▽
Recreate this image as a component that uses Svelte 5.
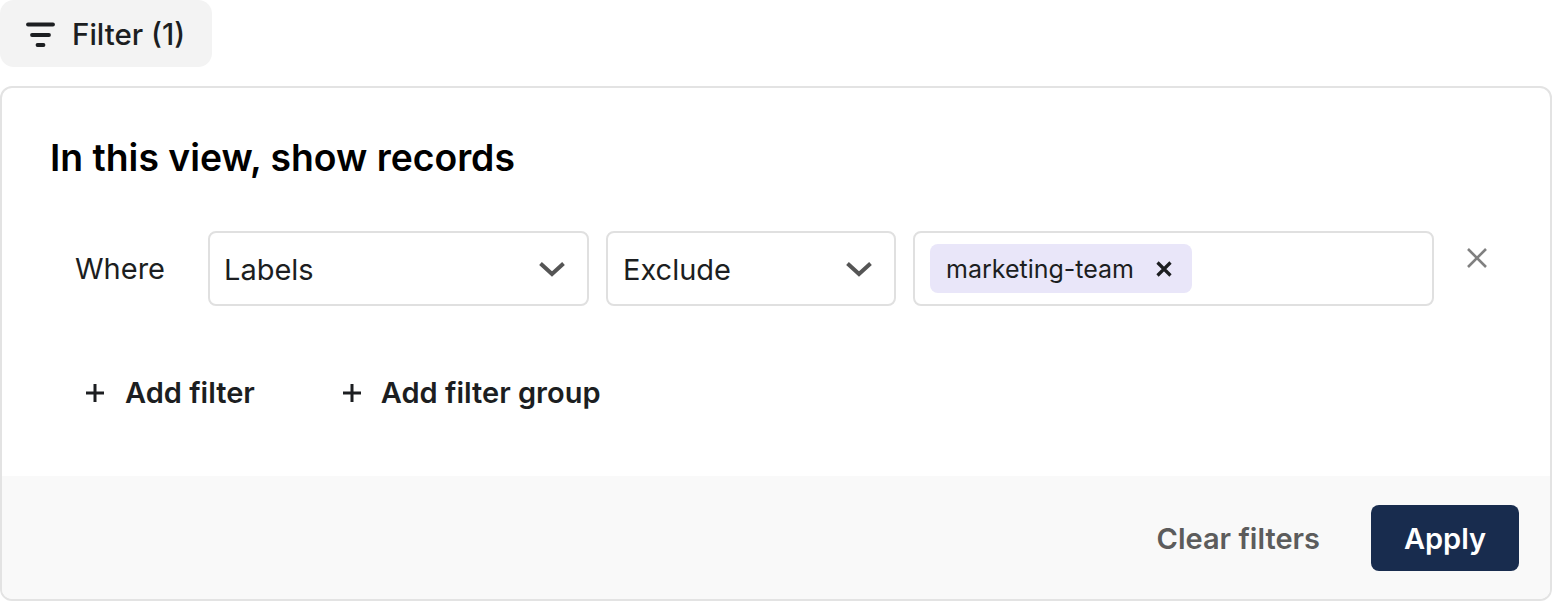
<script>
  let filters = [{ field: "Labels", op: "Exclude", tags: ["marketing-team"] }];
</script>

<div class="page">
  <button class="filter-btn">
    <svg width="30" height="30" viewBox="0 0 30 30" fill="none" stroke="#1c1e21" stroke-width="3.8" stroke-linecap="round">
      <path d="M3 5.5H28" />
      <path d="M7 16H24" />
      <path d="M12.5 26H18.5" />
    </svg>
    <span>Filter (1)</span>
  </button>

  <section class="card">
    <div class="body">
      <h2>In this view, show records</h2>

      {#each filters as f}
        <div class="row">
          <span class="where">Where</span>
          <div class="select labels">
            <span>{f.field}</span>
            <svg class="chev" width="26" height="16" viewBox="0 0 26 16" fill="none" stroke="#555" stroke-width="4">
              <path d="M1.5 2.5L13 13L24.5 2.5" />
            </svg>
          </div>
          <div class="select op">
            <span>{f.op}</span>
            <svg class="chev" width="26" height="16" viewBox="0 0 26 16" fill="none" stroke="#555" stroke-width="4">
              <path d="M1.5 2.5L13 13L24.5 2.5" />
            </svg>
          </div>
          <div class="tags">
            {#each f.tags as t}
              <span class="chip">
                {t}
                <svg width="16" height="16" viewBox="0 0 16 16" stroke="#1c1e21" stroke-width="3.2">
                  <path d="M1.5 1.5L14.5 14.5M14.5 1.5L1.5 14.5" />
                </svg>
              </span>
            {/each}
          </div>
          <svg class="remove" width="20" height="20" viewBox="0 0 20 20" stroke="#808080" stroke-width="2.6">
            <path d="M1 1L19 19M19 1L1 19" />
          </svg>
        </div>
      {/each}

      <div class="adds">
        <button class="add">
          <svg width="20" height="20" viewBox="0 0 20 20" stroke="#1c1e21" stroke-width="3">
            <path d="M10 1V19M1 10H19" />
          </svg>
          <span>Add filter</span>
        </button>
        <button class="add">
          <svg width="20" height="20" viewBox="0 0 20 20" stroke="#1c1e21" stroke-width="3">
            <path d="M10 1V19M1 10H19" />
          </svg>
          <span>Add filter group</span>
        </button>
      </div>
    </div>

    <footer>
      <button class="clear">Clear filters</button>
      <button class="apply">Apply</button>
    </footer>
  </section>
</div>

<style>
  :global(body) {
    background: #fff;
  }
  .page {
    width: 1553px;
    height: 601px;
    overflow: hidden;
    font-family: Inter, "Liberation Sans", sans-serif;
    color: #1c1e21;
  }
  button {
    font-family: inherit;
    border: none;
    background: none;
    padding: 0;
    color: inherit;
  }
  .filter-btn {
    display: flex;
    align-items: center;
    gap: 17px;
    width: 212px;
    height: 67px;
    padding-left: 25px;
    box-sizing: border-box;
    background: #f3f3f3;
    border-radius: 14px;
    font-size: 29.5px;
    font-weight: 500;
  }
  .filter-btn span {
    margin-top: 1px;
  }
  .card {
    box-sizing: border-box;
    width: 1552px;
    height: 515px;
    margin-top: 19px;
    border: 2px solid #e3e3e3;
    border-radius: 12px;
    overflow: hidden;
    display: flex;
    flex-direction: column;
  }
  .body {
    flex: 1;
    padding: 48px 0 0 48px;
  }
  h2 {
    margin: 0;
    font-size: 37.3px;
    line-height: 44px;
    font-weight: 600;
    color: #000;
  }
  .row {
    display: flex;
    align-items: flex-start;
    margin-top: 51px;
    padding-left: 25px;
    font-size: 29px;
  }
  .where {
    width: 133px;
    line-height: 76px;
  }
  .select,
  .tags {
    box-sizing: border-box;
    height: 75px;
    border: 2px solid #e0e0e0;
    border-radius: 8px;
    display: flex;
    align-items: center;
  }
  .select {
    justify-content: space-between;
    padding: 0 22px 0 15px;
    margin-right: 17px;
  }
  .select span {
    margin-top: 1px;
  }
  .labels span {
    margin-left: -1px;
  }
  .labels {
    width: 381px;
  }
  .op {
    width: 290px;
  }
  .tags {
    width: 521px;
    padding-left: 15px;
  }
  .chip {
    display: flex;
    align-items: center;
    gap: 22px;
    height: 49px;
    padding: 0 20px 0 16px;
    background: #e9e6f9;
    border-radius: 8px;
    font-size: 25px;
  }
  .remove {
    margin: 17px 0 0 33px;
  }
  .adds {
    display: flex;
    gap: 87px;
    margin-top: 67px;
    padding-left: 35px;
  }
  .add {
    display: flex;
    align-items: center;
    gap: 20px;
    font-size: 29px;
    font-weight: 600;
    line-height: 36px;
  }
  .add span {
    margin-top: 1px;
  }
  .add + .add {
    gap: 19px;
  }
  footer {
    height: 123px;
    background: #f9f9f9;
    display: flex;
    align-items: center;
    justify-content: flex-end;
    gap: 51px;
    padding: 0 31px 0 0;
    box-sizing: border-box;
  }
  .clear {
    font-size: 29px;
    font-weight: 600;
    color: #5c5c5c;
    padding-top: 2px;
  }
  .apply {
    width: 148px;
    height: 66px;
    background: #182c4e;
    color: #fff;
    border-radius: 8px;
    font-size: 29px;
    font-weight: 600;
    padding-top: 2px;
  }
</style>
△
Objective: Report the number of lines of the listing above that hold the string "this", with no other text.

Answer to the problem: 2